COLLECTED DATA »

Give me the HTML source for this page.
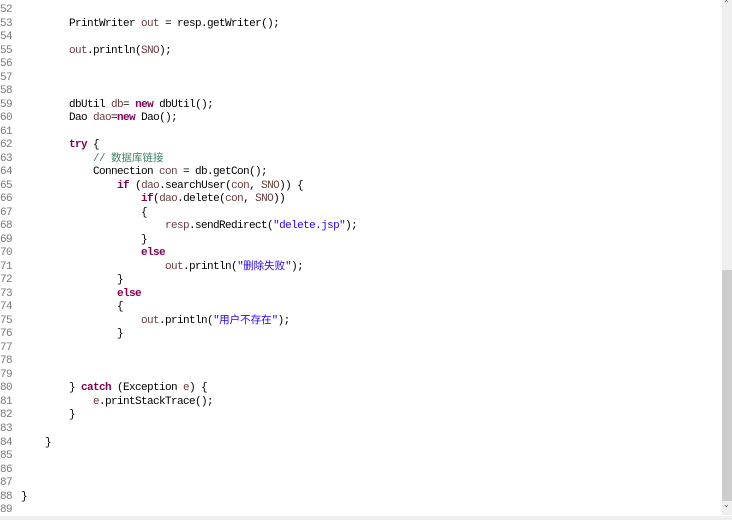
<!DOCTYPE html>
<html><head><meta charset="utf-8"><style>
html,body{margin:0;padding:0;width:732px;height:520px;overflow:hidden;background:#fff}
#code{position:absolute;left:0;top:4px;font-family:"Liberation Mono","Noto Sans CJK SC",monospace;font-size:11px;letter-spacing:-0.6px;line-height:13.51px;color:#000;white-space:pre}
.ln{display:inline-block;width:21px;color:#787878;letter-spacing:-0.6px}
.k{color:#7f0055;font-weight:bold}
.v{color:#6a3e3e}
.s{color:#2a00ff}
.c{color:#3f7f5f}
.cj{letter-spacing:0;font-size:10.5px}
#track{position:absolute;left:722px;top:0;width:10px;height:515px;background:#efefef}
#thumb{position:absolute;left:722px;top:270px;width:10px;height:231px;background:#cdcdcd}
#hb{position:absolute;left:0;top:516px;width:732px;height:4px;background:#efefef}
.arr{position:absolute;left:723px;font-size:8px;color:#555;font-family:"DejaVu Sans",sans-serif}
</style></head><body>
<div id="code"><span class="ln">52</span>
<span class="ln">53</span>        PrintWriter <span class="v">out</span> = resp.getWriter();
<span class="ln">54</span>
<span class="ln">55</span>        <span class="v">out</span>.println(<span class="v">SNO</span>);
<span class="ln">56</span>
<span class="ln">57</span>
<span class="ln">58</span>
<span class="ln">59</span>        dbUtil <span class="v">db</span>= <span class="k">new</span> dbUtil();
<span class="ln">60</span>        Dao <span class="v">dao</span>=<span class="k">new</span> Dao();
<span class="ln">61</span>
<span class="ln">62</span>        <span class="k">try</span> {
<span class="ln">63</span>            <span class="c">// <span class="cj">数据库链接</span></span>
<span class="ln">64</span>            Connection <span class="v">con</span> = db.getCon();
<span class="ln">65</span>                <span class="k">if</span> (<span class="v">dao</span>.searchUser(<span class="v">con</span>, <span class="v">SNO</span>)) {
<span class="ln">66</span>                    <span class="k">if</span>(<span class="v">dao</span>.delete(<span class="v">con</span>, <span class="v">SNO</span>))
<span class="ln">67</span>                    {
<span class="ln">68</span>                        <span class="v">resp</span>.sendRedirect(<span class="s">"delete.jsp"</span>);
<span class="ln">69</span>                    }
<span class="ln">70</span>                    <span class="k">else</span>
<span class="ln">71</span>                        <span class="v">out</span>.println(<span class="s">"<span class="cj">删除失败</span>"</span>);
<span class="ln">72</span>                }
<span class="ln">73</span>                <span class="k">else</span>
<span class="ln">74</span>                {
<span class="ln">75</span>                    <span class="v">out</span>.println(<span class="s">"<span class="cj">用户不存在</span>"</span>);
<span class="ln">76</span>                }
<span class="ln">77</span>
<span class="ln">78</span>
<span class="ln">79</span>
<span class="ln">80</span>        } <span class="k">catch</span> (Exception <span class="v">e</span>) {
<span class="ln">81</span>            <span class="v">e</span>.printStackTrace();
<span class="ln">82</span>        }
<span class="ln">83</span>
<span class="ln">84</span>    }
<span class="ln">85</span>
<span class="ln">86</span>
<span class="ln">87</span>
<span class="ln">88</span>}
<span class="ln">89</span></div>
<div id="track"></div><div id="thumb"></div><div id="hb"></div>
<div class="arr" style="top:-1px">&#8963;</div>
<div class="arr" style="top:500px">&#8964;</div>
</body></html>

WRITTEN REQUEST »
Omit every picture while copying the listing above exactly.

EXERCISE RESPONSE »
Give me the HTML source for this page.
<!DOCTYPE html>
<html><head><meta charset="utf-8"><style>
html,body{margin:0;padding:0;width:732px;height:520px;overflow:hidden;background:#fff}
#code{position:absolute;left:0;top:4px;font-family:"Liberation Mono","Noto Sans CJK SC",monospace;font-size:11px;letter-spacing:-0.6px;line-height:13.51px;color:#000;white-space:pre}
.ln{display:inline-block;width:21px;color:#787878;letter-spacing:-0.6px}
.k{color:#7f0055;font-weight:bold}
.v{color:#6a3e3e}
.s{color:#2a00ff}
.c{color:#3f7f5f}
.cj{letter-spacing:0;font-size:10.5px}
#track{position:absolute;left:722px;top:0;width:10px;height:515px;background:#efefef}
#thumb{position:absolute;left:722px;top:270px;width:10px;height:231px;background:#cdcdcd}
#hb{position:absolute;left:0;top:516px;width:732px;height:4px;background:#efefef}
.arr{position:absolute;left:723px;font-size:8px;color:#555;font-family:"DejaVu Sans",sans-serif}
</style></head><body>
<div id="code"><span class="ln">52</span>
<span class="ln">53</span>        PrintWriter <span class="v">out</span> = resp.getWriter();
<span class="ln">54</span>
<span class="ln">55</span>        <span class="v">out</span>.println(<span class="v">SNO</span>);
<span class="ln">56</span>
<span class="ln">57</span>
<span class="ln">58</span>
<span class="ln">59</span>        dbUtil <span class="v">db</span>= <span class="k">new</span> dbUtil();
<span class="ln">60</span>        Dao <span class="v">dao</span>=<span class="k">new</span> Dao();
<span class="ln">61</span>
<span class="ln">62</span>        <span class="k">try</span> {
<span class="ln">63</span>            <span class="c">// <span class="cj">数据库链接</span></span>
<span class="ln">64</span>            Connection <span class="v">con</span> = db.getCon();
<span class="ln">65</span>                <span class="k">if</span> (<span class="v">dao</span>.searchUser(<span class="v">con</span>, <span class="v">SNO</span>)) {
<span class="ln">66</span>                    <span class="k">if</span>(<span class="v">dao</span>.delete(<span class="v">con</span>, <span class="v">SNO</span>))
<span class="ln">67</span>                    {
<span class="ln">68</span>                        <span class="v">resp</span>.sendRedirect(<span class="s">"delete.jsp"</span>);
<span class="ln">69</span>                    }
<span class="ln">70</span>                    <span class="k">else</span>
<span class="ln">71</span>                        <span class="v">out</span>.println(<span class="s">"<span class="cj">删除失败</span>"</span>);
<span class="ln">72</span>                }
<span class="ln">73</span>                <span class="k">else</span>
<span class="ln">74</span>                {
<span class="ln">75</span>                    <span class="v">out</span>.println(<span class="s">"<span class="cj">用户不存在</span>"</span>);
<span class="ln">76</span>                }
<span class="ln">77</span>
<span class="ln">78</span>
<span class="ln">79</span>
<span class="ln">80</span>        } <span class="k">catch</span> (Exception <span class="v">e</span>) {
<span class="ln">81</span>            <span class="v">e</span>.printStackTrace();
<span class="ln">82</span>        }
<span class="ln">83</span>
<span class="ln">84</span>    }
<span class="ln">85</span>
<span class="ln">86</span>
<span class="ln">87</span>
<span class="ln">88</span>}
<span class="ln">89</span></div>
<div id="track"></div><div id="thumb"></div><div id="hb"></div>
<div class="arr" style="top:-1px">&#8963;</div>
<div class="arr" style="top:500px">&#8964;</div>
</body></html>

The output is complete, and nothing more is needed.